I sing Bach professionally, for the last 25 years or so. So I just wanted to echo this recommendation. The All of Bach project is a great way to experience the best of today's Bach performance practice online, for free. It's a great gift to world culture.


It's great what you can do when there is no copyright. Imagine all of the worlds music to be open to re-performance like that without a bunch of rent seeking.


"A camera pans down from high in a church to focus on a stone bust of a typically ill-tempered looking Johann Sebastian Bach. It’s 1962 and the Canadian Broadcasting Corporation (CBC) is making a short film about the composer, presented by the pianist Glenn Gould. He’s playing Bach’s Fugue in E-flat major on the organ, initially off-camera. He completes the short piece, swivels round on his stool, and ad-libs the following:

Select and enter your email address"

I thought the Firefox Reader text was a AI piece. Haha


Such timing. I'm working through one of the Preludes (C minor) from the WTC now, but a rare guitar arrangement. There are things about his work it takes (for me) to about the 1000th time I play them to apprecaite, and I can see why real musicians leave his work to later in life. Grinding through some of his less complicated pieces is achievable for someone unschooled in it (like me), but when you play them, you can hear and feel where you stand as a musican, but moreso, as a being.

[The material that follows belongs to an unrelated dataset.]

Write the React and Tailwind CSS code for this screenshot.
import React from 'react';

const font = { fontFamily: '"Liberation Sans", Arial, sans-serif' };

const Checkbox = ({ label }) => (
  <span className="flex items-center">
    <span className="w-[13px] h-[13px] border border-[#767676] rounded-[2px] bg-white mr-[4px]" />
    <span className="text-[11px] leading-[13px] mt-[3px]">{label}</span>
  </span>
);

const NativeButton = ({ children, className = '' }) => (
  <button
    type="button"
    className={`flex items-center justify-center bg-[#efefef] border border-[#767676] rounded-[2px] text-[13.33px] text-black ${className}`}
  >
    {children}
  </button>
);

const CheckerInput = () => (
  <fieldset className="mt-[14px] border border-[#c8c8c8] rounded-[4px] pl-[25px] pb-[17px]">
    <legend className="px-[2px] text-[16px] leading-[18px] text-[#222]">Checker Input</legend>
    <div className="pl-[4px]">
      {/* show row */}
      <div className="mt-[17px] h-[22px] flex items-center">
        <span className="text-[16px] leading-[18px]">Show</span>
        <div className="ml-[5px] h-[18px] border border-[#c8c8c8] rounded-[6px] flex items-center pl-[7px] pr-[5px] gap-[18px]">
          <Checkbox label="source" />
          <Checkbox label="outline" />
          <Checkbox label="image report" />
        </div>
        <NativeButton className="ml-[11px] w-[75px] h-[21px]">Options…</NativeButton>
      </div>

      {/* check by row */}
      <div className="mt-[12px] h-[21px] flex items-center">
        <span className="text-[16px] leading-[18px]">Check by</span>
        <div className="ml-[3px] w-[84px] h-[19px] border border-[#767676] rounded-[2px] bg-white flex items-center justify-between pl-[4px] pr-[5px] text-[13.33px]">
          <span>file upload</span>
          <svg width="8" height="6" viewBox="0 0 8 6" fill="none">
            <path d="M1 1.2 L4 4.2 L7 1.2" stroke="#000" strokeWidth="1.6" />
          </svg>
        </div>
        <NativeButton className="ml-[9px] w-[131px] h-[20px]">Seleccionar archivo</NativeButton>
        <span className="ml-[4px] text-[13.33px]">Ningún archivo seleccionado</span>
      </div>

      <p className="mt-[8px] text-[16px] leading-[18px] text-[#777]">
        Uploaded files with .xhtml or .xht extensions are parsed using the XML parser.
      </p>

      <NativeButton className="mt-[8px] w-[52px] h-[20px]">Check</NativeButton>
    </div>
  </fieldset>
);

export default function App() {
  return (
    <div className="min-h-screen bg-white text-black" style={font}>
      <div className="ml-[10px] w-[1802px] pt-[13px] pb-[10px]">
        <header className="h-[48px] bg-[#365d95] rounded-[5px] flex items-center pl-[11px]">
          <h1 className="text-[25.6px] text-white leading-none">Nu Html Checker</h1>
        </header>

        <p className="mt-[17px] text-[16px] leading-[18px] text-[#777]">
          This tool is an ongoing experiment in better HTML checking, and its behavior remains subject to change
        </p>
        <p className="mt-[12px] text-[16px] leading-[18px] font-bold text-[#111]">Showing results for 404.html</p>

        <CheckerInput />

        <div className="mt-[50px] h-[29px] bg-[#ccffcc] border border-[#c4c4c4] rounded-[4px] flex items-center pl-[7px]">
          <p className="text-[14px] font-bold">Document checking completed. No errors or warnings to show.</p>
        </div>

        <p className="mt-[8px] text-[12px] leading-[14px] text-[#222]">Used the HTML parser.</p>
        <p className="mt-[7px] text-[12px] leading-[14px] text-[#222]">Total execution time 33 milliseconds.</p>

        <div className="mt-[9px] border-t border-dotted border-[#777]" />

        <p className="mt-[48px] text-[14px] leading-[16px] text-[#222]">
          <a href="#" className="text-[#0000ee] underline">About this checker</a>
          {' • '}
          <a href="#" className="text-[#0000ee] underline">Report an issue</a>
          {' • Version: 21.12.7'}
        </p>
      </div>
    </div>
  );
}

They really are spiritual exercises in an Aquinian sense, written for an audience of one. That said, I also think the amount of woo musicians bring to talking about the work is inversely proportional to their level of ability and technique, so ymmv. I have more than one crackpot idea about him, but in the mean time, it's just a pleasure to puzzle through the pieces.


Am I alone in finding Gould intolerable? I don't have the musical expertise to criticize him technically in depth, but I can best describe his interpretations as "robotic" sounding. Like listening to a player piano.


I'm not into Gould because I too find much of his playing misguided and awful, so my understanding may be incorrect, but I think back in Gould's days, the general piano style was much more virtuoso. I think Gould provided some needed push back on that through his provocateur search for something different.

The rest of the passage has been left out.